Vaudeville was the gateway to 20th century entertainment, including short movies as early as 1896. Those were know as “flickers”, and usually tagged on to the end of shows, “in a spot traditionally reserved for dumb acts and visual novelties. Edison liked to buy up old locomotives and stage train collisions to film.”
The institution faded away with the Depression and World War Two and the suburbs and television. There were other factors. “The stars were asking for too much money, it became monopolized, and the movies, which had been a small part of the shows, started really eating into the shows,” said Hilsabeck. Now:
The theaters are gone, 210 Bowery, 585 Broadway, Waldman’s New Theatre, Howard Athenaeum in Boston, the Temple Theatre in Detoit, makeshift theaters in Toppenish, in Walla Walla, a freight care in Centralia, IL, the end of a pier in Gloucester. Barns, warehouses, factories, markets, and stables were converted into vaudeville theaters, churches too, pews removed to make room for tables and chairs, balconies become private boxes, pulpit and choirloft stage and proscenium. And the vaudevillians, the musicians, magicians, and clowns– they’re gone, too.

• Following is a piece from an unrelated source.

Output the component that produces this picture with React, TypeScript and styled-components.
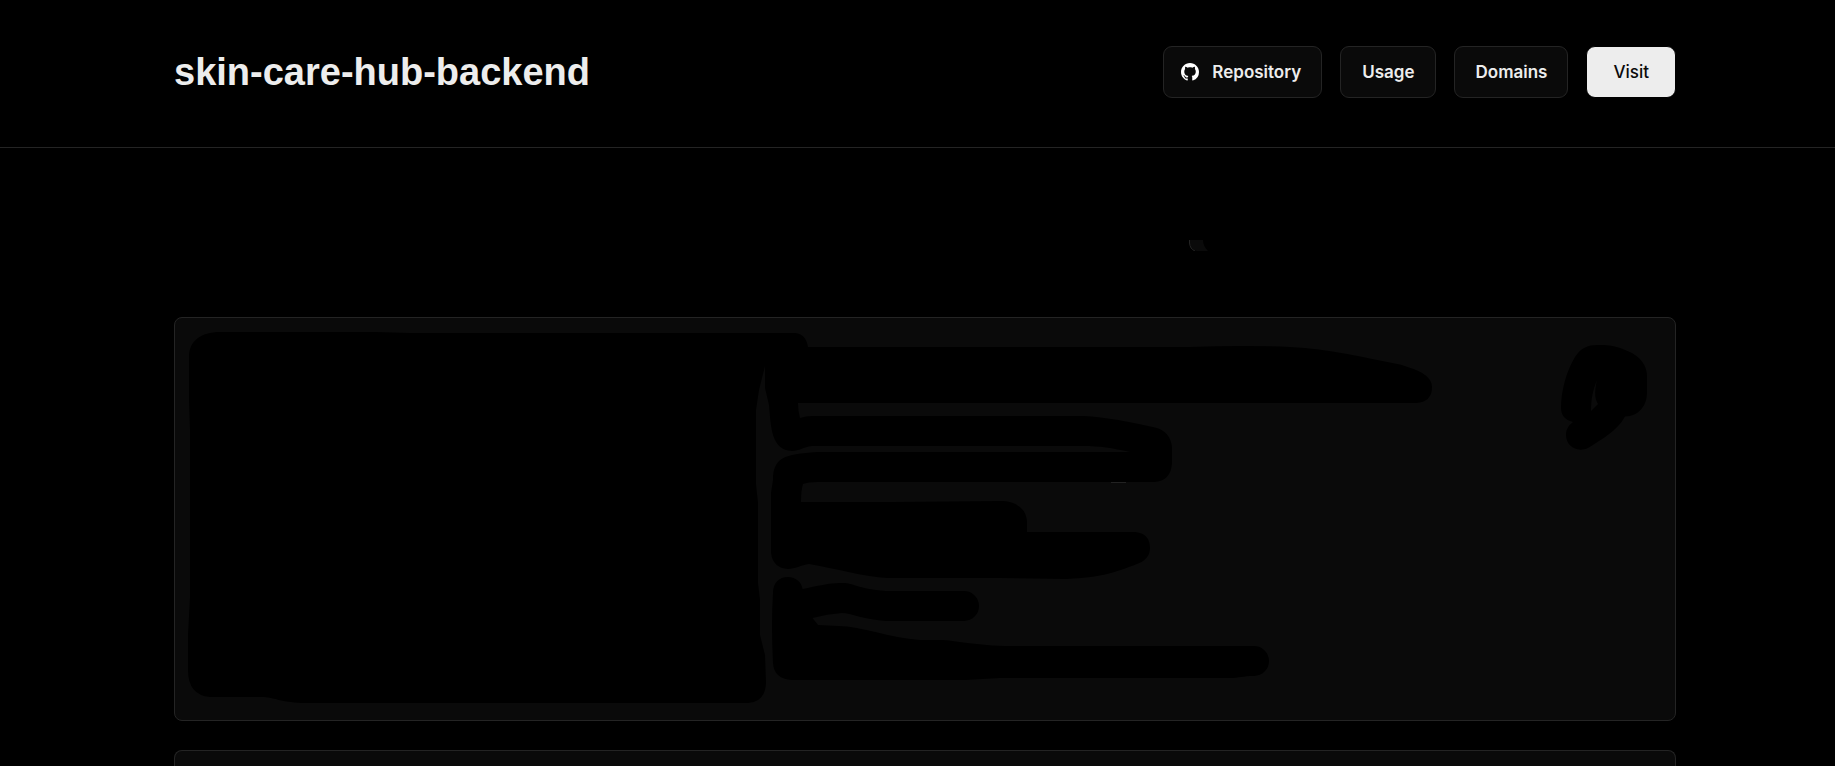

The culture of variety is still around, said Hilsabeck, “in Youtube, and TikTok, and the evening talk shows. In comedy, the emcee comes from minstrel shows. The Groucho wisecracks were early standup comedy.” What has been lost, I think, is the ownership that America between the coasts had in popular culture. The Marx Brothers belonged to all of America because they had been to all of America.
In a foreward, Lucy Sante, a writer I know well partly because we share the same country of birth, reminds us that “for little more than half a century, vaudeville was American popular culture. It wasn’t an aspect of it, or even its cornerstone, but–before there were records or movies or radio–the thing itself.”
The thing endures, in our Shakespeares in the park and parking lot skaters, our Kardashians and cat videos, and the wandering excitement of a country that always wants something else.